Aim of the task – Repeat the full listing below verbatim and keep the images out.

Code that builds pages

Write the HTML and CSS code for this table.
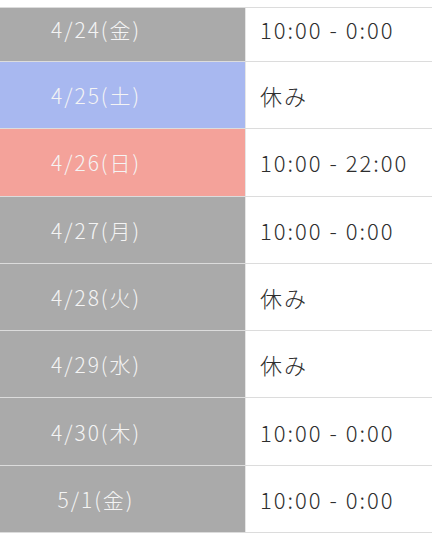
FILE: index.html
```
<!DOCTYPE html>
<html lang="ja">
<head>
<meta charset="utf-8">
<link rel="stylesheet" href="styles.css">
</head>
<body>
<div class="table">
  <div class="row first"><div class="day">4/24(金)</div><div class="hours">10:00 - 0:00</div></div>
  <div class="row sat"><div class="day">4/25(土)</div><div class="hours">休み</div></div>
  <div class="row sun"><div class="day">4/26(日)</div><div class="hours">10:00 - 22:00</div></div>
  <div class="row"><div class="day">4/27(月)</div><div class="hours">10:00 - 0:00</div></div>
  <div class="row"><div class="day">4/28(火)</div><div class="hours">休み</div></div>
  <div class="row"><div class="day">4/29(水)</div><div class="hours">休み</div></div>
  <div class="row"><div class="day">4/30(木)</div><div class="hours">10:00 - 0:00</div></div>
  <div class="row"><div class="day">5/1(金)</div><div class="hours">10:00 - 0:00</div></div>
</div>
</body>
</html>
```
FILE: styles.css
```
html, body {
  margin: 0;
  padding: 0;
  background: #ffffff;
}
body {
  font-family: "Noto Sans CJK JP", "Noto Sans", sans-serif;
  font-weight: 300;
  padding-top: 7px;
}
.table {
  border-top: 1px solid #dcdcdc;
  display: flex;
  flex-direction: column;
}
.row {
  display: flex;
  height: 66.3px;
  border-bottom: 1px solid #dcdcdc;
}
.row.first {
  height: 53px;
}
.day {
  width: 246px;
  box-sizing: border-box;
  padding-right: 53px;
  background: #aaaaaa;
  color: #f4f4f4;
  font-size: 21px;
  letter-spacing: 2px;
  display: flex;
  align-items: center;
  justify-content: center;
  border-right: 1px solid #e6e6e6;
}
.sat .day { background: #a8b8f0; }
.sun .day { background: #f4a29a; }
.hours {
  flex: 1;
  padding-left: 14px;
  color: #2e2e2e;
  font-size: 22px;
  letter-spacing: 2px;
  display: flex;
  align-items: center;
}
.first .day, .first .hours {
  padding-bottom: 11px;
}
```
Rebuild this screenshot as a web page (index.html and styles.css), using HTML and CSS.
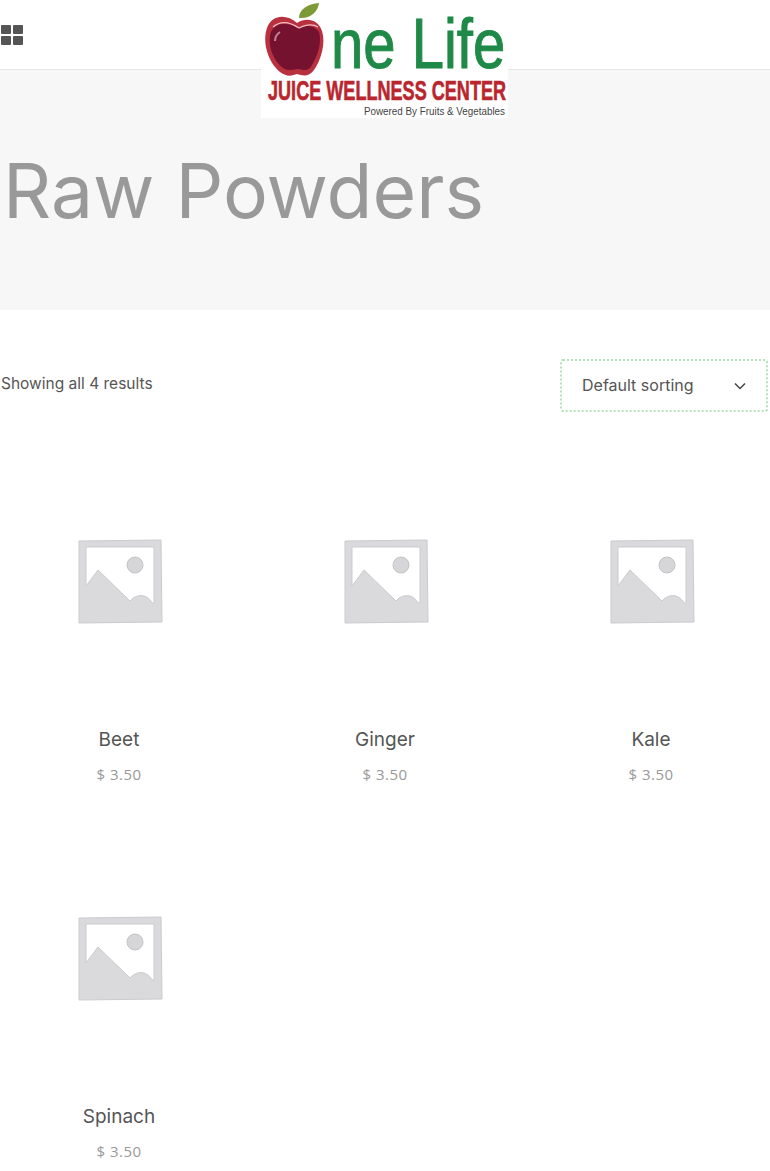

Task result –
Write the HTML and CSS code for this table.
FILE: index.html
```
<!DOCTYPE html>
<html lang="ja">
<head>
<meta charset="utf-8">
<link rel="stylesheet" href="styles.css">
</head>
<body>
<div class="table">
  <div class="row first"><div class="day">4/24(金)</div><div class="hours">10:00 - 0:00</div></div>
  <div class="row sat"><div class="day">4/25(土)</div><div class="hours">休み</div></div>
  <div class="row sun"><div class="day">4/26(日)</div><div class="hours">10:00 - 22:00</div></div>
  <div class="row"><div class="day">4/27(月)</div><div class="hours">10:00 - 0:00</div></div>
  <div class="row"><div class="day">4/28(火)</div><div class="hours">休み</div></div>
  <div class="row"><div class="day">4/29(水)</div><div class="hours">休み</div></div>
  <div class="row"><div class="day">4/30(木)</div><div class="hours">10:00 - 0:00</div></div>
  <div class="row"><div class="day">5/1(金)</div><div class="hours">10:00 - 0:00</div></div>
</div>
</body>
</html>
```
FILE: styles.css
```
html, body {
  margin: 0;
  padding: 0;
  background: #ffffff;
}
body {
  font-family: "Noto Sans CJK JP", "Noto Sans", sans-serif;
  font-weight: 300;
  padding-top: 7px;
}
.table {
  border-top: 1px solid #dcdcdc;
  display: flex;
  flex-direction: column;
}
.row {
  display: flex;
  height: 66.3px;
  border-bottom: 1px solid #dcdcdc;
}
.row.first {
  height: 53px;
}
.day {
  width: 246px;
  box-sizing: border-box;
  padding-right: 53px;
  background: #aaaaaa;
  color: #f4f4f4;
  font-size: 21px;
  letter-spacing: 2px;
  display: flex;
  align-items: center;
  justify-content: center;
  border-right: 1px solid #e6e6e6;
}
.sat .day { background: #a8b8f0; }
.sun .day { background: #f4a29a; }
.hours {
  flex: 1;
  padding-left: 14px;
  color: #2e2e2e;
  font-size: 22px;
  letter-spacing: 2px;
  display: flex;
  align-items: center;
}
.first .day, .first .hours {
  padding-bottom: 11px;
}
```
Rebuild this screenshot as a web page (index.html and styles.css), using HTML and CSS.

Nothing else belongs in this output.